Could Oklahoma’s Chupacabra Actually be an Escaped Australian Wolf?
Depending on where you come from, the legend of the Chupacabra is slightly different. In some areas of the country it feeds on goats... in Oklahoma, it drinks the blood of cattle... in my childhood home it ate children who were misbehaving... the point is, everyone has a chupacabra story in our part of the country.
What if it's less of a legend and closer to being real than anyone ever realized?
There was an episode of the Joe Rogan Experience back in 2019 that featured a guest named Forrest Galante. He's the noted adventurist/conservationist television personality who made a huge claim about the Chupacabra.
In the clip that circles around social media once in a while, he talks about how the Chupacabra is actually the long-extinct thylacine - AKA the Tasmanian tiger - and states that it still roams around the wilds of the Americas.
As his story goes, the pet trade was global in the early 20th century (1900s). The Bronx Zoo in NYC had arranged to purchase a breeding pair of these Aussie wolves, but when the ship they were carried on wrecked, the pair escaped into the wilds of New England.

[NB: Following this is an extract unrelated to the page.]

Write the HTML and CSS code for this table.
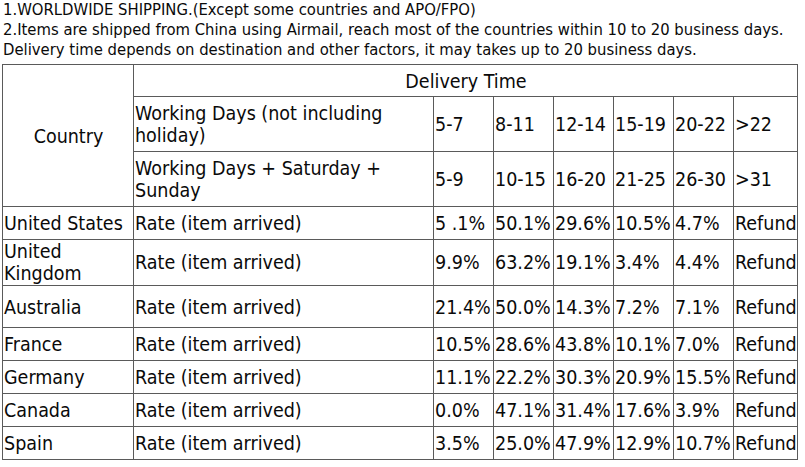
FILE: index.html
```html
<!DOCTYPE html>
<html>
<head>
<meta charset="utf-8">
<link rel="stylesheet" href="styles.css">
</head>
<body>
<div class="notes">
  <p>1.WORLDWIDE SHIPPING.(Except some countries and APO/FPO)</p>
  <p>2.Items are shipped from China using Airmail, reach most of the countries within 10 to 20 business days.</p>
  <p>Delivery time depends on destination and other factors, it may takes up to 20 business days.</p>
</div>
<table class="rates">
  <colgroup>
    <col class="c-country"><col class="c-label"><col class="c-n"><col class="c-n"><col class="c-n"><col class="c-n"><col class="c-n"><col class="c-last">
  </colgroup>
  <tr class="r-title">
    <td rowspan="3" class="center">Country</td>
    <td colspan="7" class="center">Delivery Time</td>
  </tr>
  <tr class="r-tall">
    <td>Working Days (not including holiday)</td>
    <td>5-7</td><td>8-11</td><td>12-14</td><td>15-19</td><td>20-22</td><td>&gt;22</td>
  </tr>
  <tr class="r-tall">
    <td>Working Days + Saturday + Sunday</td>
    <td>5-9</td><td>10-15</td><td>16-20</td><td>21-25</td><td>26-30</td><td>&gt;31</td>
  </tr>
  <tr class="r-std">
    <td>United States</td><td>Rate (item arrived)</td>
    <td>5 .1%</td><td>50.1%</td><td>29.6%</td><td>10.5%</td><td>4.7%</td><td>Refund</td>
  </tr>
  <tr class="r-uk">
    <td>United Kingdom</td><td>Rate (item arrived)</td>
    <td>9.9%</td><td>63.2%</td><td>19.1%</td><td>3.4%</td><td>4.4%</td><td>Refund</td>
  </tr>
  <tr class="r-au">
    <td>Australia</td><td>Rate (item arrived)</td>
    <td>21.4%</td><td>50.0%</td><td>14.3%</td><td>7.2%</td><td>7.1%</td><td>Refund</td>
  </tr>
  <tr class="r-std">
    <td>France</td><td>Rate (item arrived)</td>
    <td>10.5%</td><td>28.6%</td><td>43.8%</td><td>10.1%</td><td>7.0%</td><td>Refund</td>
  </tr>
  <tr class="r-std">
    <td>Germany</td><td>Rate (item arrived)</td>
    <td>11.1%</td><td>22.2%</td><td>30.3%</td><td>20.9%</td><td>15.5%</td><td>Refund</td>
  </tr>
  <tr class="r-std">
    <td>Canada</td><td>Rate (item arrived)</td>
    <td>0.0%</td><td>47.1%</td><td>31.4%</td><td>17.6%</td><td>3.9%</td><td>Refund</td>
  </tr>
  <tr class="r-std">
    <td>Spain</td><td>Rate (item arrived)</td>
    <td>3.5%</td><td>25.0%</td><td>47.9%</td><td>12.9%</td><td>10.7%</td><td>Refund</td>
  </tr>
</table>
</body>
</html>
```
FILE: styles.css
```css
html, body {
  margin: 0;
  padding: 0;
  background: #fff;
}
body {
  padding-left: 2px;
  font-family: "DejaVu Sans Condensed", "DejaVu Sans", sans-serif;
  font-stretch: condensed;
  color: #0a0a0a;
}
.notes {
  padding-left: 1px;
  font-size: 16.5px;
  line-height: 20px;
}
.notes p {
  margin: 0;
  white-space: nowrap;
}
.rates {
  margin-top: 4px;
  border-collapse: collapse;
  table-layout: fixed;
  width: 795px;
  font-size: 19.5px;
  line-height: 22px;
}
.c-country { width: 131px; }
.c-label { width: 300px; }
.c-n { width: 60px; }
.c-last { width: 64px; }
.rates td {
  border: 1px solid #5a5a5a;
  padding: 2px 0 0 1px;
  vertical-align: middle;
  text-align: left;
  white-space: normal;
  overflow: hidden;
}
.rates td.center {
  text-align: center;
}
.r-title { height: 32px; }
.r-tall { height: 55px; }
.r-std { height: 33px; }
.r-uk { height: 46px; }
.r-uk td { padding-top: 0; }
.r-au { height: 42px; }
```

He continues on about how New England is similar to Tasmania ecologically, and how Chupacabra sightings started soon after their escape. Adding that sightings have expanded north and south across the country as the original breeding pair, and the subsequent offspring, spread far and wide across America.
As you'd expect, the episode and clips received tons of likes and shares in recognition of normies because people love the idea thylacines could still be alive... but there's an issue with the story.
I have searched the entire internet for the story of thylacines escaping captivity during a shipwreck, but even the mighty Google can't find a single thread to pull on. The only reference to it is in the JRE clip.
In fact, thylacine was so incredibly rare even back then that every single one that was exported was highly documented. Shipping, arrival, health, captivity, and death records for every single one of them... Not a single mention of a breeding pair escaping a shipwreck, not just in America, but anywhere around the globe.
Is the thylacine extinct? Eh, maybe... at least, more than likely. There are occasional tracks and other trivial evidence discovered that infers their continued existence Down Under, but the last known thylacine died in captivity in 1936.
Could they be wild in America? Umm... I'm not the type to believe that there's actually a bigfoot/sasquatch/skunk ape/yeti running around in the wild, but I also don't think the lack of concrete evidence is enough to empirically say it was always a hoax... That being said, I personally don't think Tasmanian wolves are running around the country.
If fact, I'm convinced the legendary Chupacabra is actually just coyotes that are in really poor health and suffering from conditions like mange.